##### Provided data #####
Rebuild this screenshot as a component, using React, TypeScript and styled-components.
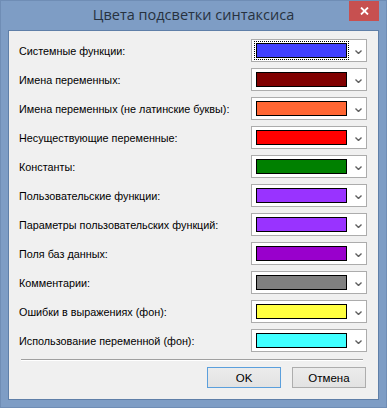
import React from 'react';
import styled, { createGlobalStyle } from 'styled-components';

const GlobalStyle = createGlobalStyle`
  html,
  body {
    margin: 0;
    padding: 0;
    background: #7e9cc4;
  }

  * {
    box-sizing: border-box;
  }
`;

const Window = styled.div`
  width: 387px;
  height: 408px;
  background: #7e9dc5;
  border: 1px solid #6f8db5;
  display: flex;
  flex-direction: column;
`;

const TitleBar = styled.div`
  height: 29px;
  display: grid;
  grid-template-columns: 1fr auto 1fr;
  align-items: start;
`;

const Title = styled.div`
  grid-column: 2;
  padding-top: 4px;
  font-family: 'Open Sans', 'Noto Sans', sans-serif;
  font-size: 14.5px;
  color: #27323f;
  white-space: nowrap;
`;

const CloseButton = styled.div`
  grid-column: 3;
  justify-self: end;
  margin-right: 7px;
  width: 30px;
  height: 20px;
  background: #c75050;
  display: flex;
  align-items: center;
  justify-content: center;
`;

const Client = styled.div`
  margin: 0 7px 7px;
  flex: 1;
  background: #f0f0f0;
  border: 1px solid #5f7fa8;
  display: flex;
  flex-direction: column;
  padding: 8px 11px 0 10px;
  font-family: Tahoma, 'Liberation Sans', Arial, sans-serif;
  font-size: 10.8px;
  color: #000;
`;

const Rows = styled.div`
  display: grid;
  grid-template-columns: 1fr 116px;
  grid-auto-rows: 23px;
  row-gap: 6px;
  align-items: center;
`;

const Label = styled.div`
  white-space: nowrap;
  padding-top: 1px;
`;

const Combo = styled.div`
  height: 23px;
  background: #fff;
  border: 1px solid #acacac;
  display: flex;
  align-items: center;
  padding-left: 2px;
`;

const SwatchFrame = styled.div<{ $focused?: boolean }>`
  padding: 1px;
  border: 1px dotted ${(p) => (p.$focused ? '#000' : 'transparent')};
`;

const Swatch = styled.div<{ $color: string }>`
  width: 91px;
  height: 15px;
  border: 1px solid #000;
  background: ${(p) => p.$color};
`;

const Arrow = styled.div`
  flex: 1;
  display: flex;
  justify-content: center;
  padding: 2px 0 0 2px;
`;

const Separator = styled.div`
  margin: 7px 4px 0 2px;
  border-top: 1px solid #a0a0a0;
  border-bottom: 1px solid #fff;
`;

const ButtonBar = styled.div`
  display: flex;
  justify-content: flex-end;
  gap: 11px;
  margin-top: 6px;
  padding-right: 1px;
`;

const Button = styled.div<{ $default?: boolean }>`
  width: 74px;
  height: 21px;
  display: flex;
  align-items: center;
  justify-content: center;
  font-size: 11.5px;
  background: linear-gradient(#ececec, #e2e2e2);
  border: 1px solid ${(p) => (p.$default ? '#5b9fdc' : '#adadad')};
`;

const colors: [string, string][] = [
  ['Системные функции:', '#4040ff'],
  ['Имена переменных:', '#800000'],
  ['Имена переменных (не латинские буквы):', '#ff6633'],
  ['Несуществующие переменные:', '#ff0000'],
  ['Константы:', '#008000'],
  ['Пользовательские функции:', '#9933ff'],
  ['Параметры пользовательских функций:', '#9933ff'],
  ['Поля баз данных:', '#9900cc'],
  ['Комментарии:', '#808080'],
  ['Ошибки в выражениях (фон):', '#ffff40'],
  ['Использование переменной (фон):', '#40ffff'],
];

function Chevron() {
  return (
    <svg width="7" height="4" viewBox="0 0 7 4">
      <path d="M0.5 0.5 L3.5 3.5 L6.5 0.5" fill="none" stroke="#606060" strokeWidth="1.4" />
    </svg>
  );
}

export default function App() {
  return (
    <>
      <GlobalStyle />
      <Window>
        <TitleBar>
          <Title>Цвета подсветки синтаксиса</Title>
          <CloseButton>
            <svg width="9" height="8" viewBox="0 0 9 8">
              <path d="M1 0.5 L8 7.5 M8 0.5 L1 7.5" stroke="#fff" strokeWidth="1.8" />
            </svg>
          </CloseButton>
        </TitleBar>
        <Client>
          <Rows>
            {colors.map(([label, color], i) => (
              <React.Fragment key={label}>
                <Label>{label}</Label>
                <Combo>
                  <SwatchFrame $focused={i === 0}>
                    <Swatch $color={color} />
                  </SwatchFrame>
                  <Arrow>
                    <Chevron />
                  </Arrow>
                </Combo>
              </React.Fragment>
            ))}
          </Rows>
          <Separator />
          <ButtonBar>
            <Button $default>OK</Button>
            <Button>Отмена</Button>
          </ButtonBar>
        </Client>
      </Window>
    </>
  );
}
#####
* Problem details: All lines that include "React" are to be gathered and copied.

* Result for this exercise:
Rebuild this screenshot as a component, using React, TypeScript and styled-components.
import React from 'react';
              <React.Fragment key={label}>
              </React.Fragment>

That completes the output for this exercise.